Your task is to output the listing word for word, with pictures excluded.

************

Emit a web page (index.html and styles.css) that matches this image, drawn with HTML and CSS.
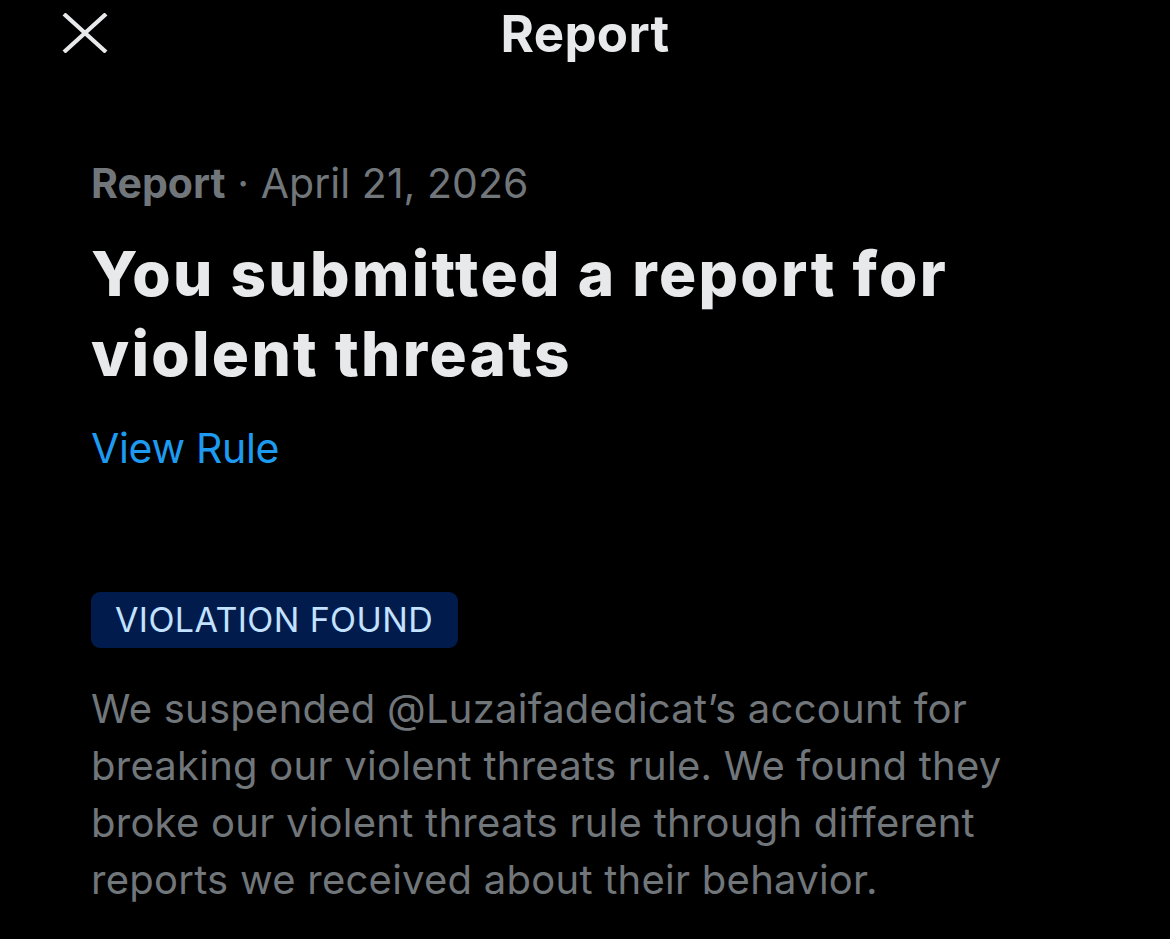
FILE: index.html
```html
<!DOCTYPE html>
<html lang="en">
<head>
<meta charset="utf-8">
<title>Report</title>
<link rel="stylesheet" href="styles.css">
</head>
<body>
<div class="screen">
  <header class="topbar">
    <button class="close" aria-label="Close">
      <svg width="46" height="40" viewBox="0 0 46 40"><path d="M2 1 L44 39 M44 1 L2 39" stroke="#e7e9ea" stroke-width="4.2" fill="none"/></svg>
    </button>
    <h1 class="topbar-title">Report</h1>
  </header>
  <main class="content">
    <p class="meta"><span class="meta-strong">Report</span> · April 21, 2026</p>
    <h2 class="headline">You submitted a report for violent threats</h2>
    <a class="rule-link" href="#">View Rule</a>
    <div class="badge">VIOLATION FOUND</div>
    <p class="body-text">We suspended @Luzaifadedicat’s account for breaking our violent threats rule. We found they broke our violent threats rule through different reports we received about their behavior.</p>
  </main>
</div>
</body>
</html>
```
FILE: styles.css
```css
html, body {
  margin: 0;
  padding: 0;
  background: #000;
}
body {
  font-family: Inter, "Noto Sans", "Liberation Sans", sans-serif;
  color: #e7e9ea;
}
.screen {
  width: 1170px;
  height: 939px;
  overflow: hidden;
  background: #000;
}
.topbar {
  height: 68px;
  display: flex;
  align-items: center;
  justify-content: center;
  position: relative;
}
.close {
  position: absolute;
  left: 62px;
  top: 13px;
  background: none;
  border: 0;
  padding: 0;
  width: 46px;
  height: 40px;
  display: block;
}
.close svg { display: block; }
.topbar-title {
  margin: 0;
  font-size: 51px;
  line-height: 68px;
  font-weight: 700;
  letter-spacing: 0.3px;
  color: #e7e9ea;
}
.content {
  padding: 0 91px;
  display: flex;
  flex-direction: column;
  align-items: flex-start;
}
.meta {
  margin: 90px 0 0;
  font-size: 41px;
  line-height: 50px;
  color: #71767b;
  letter-spacing: 0.05px;
}
.meta-strong {
  font-weight: 700;
}
.headline {
  margin: 26px 0 0;
  font-size: 62px;
  line-height: 80px;
  font-weight: 800;
  letter-spacing: 2.3px;
  color: #e7e9ea;
}
.rule-link {
  margin-top: 29px;
  font-size: 41px;
  line-height: 50px;
  color: #1d9bf0;
  text-decoration: none;
  letter-spacing: -0.3px;
}
.badge {
  margin-top: 119px;
  height: 56px;
  line-height: 56px;
  padding: 0 25px 0 24px;
  background: #011b4d;
  border-radius: 9px;
  color: #c2e2ff;
  font-size: 34px;
  letter-spacing: 0.4px;
}
.body-text {
  margin: 32px 0 0;
  font-size: 40px;
  line-height: 57px;
  color: #71767b;
  letter-spacing: 0.25px;
}
```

************

- _RESULT_:
Emit a web page (index.html and styles.css) that matches this image, drawn with HTML and CSS.
FILE: index.html
```html
<!DOCTYPE html>
<html lang="en">
<head>
<meta charset="utf-8">
<title>Report</title>
<link rel="stylesheet" href="styles.css">
</head>
<body>
<div class="screen">
  <header class="topbar">
    <button class="close" aria-label="Close">
      <svg width="46" height="40" viewBox="0 0 46 40"><path d="M2 1 L44 39 M44 1 L2 39" stroke="#e7e9ea" stroke-width="4.2" fill="none"/></svg>
    </button>
    <h1 class="topbar-title">Report</h1>
  </header>
  <main class="content">
    <p class="meta"><span class="meta-strong">Report</span> · April 21, 2026</p>
    <h2 class="headline">You submitted a report for violent threats</h2>
    <a class="rule-link" href="#">View Rule</a>
    <div class="badge">VIOLATION FOUND</div>
    <p class="body-text">We suspended @Luzaifadedicat’s account for breaking our violent threats rule. We found they broke our violent threats rule through different reports we received about their behavior.</p>
  </main>
</div>
</body>
</html>
```
FILE: styles.css
```css
html, body {
  margin: 0;
  padding: 0;
  background: #000;
}
body {
  font-family: Inter, "Noto Sans", "Liberation Sans", sans-serif;
  color: #e7e9ea;
}
.screen {
  width: 1170px;
  height: 939px;
  overflow: hidden;
  background: #000;
}
.topbar {
  height: 68px;
  display: flex;
  align-items: center;
  justify-content: center;
  position: relative;
}
.close {
  position: absolute;
  left: 62px;
  top: 13px;
  background: none;
  border: 0;
  padding: 0;
  width: 46px;
  height: 40px;
  display: block;
}
.close svg { display: block; }
.topbar-title {
  margin: 0;
  font-size: 51px;
  line-height: 68px;
  font-weight: 700;
  letter-spacing: 0.3px;
  color: #e7e9ea;
}
.content {
  padding: 0 91px;
  display: flex;
  flex-direction: column;
  align-items: flex-start;
}
.meta {
  margin: 90px 0 0;
  font-size: 41px;
  line-height: 50px;
  color: #71767b;
  letter-spacing: 0.05px;
}
.meta-strong {
  font-weight: 700;
}
.headline {
  margin: 26px 0 0;
  font-size: 62px;
  line-height: 80px;
  font-weight: 800;
  letter-spacing: 2.3px;
  color: #e7e9ea;
}
.rule-link {
  margin-top: 29px;
  font-size: 41px;
  line-height: 50px;
  color: #1d9bf0;
  text-decoration: none;
  letter-spacing: -0.3px;
}
.badge {
  margin-top: 119px;
  height: 56px;
  line-height: 56px;
  padding: 0 25px 0 24px;
  background: #011b4d;
  border-radius: 9px;
  color: #c2e2ff;
  font-size: 34px;
  letter-spacing: 0.4px;
}
.body-text {
  margin: 32px 0 0;
  font-size: 40px;
  line-height: 57px;
  color: #71767b;
  letter-spacing: 0.25px;
}
```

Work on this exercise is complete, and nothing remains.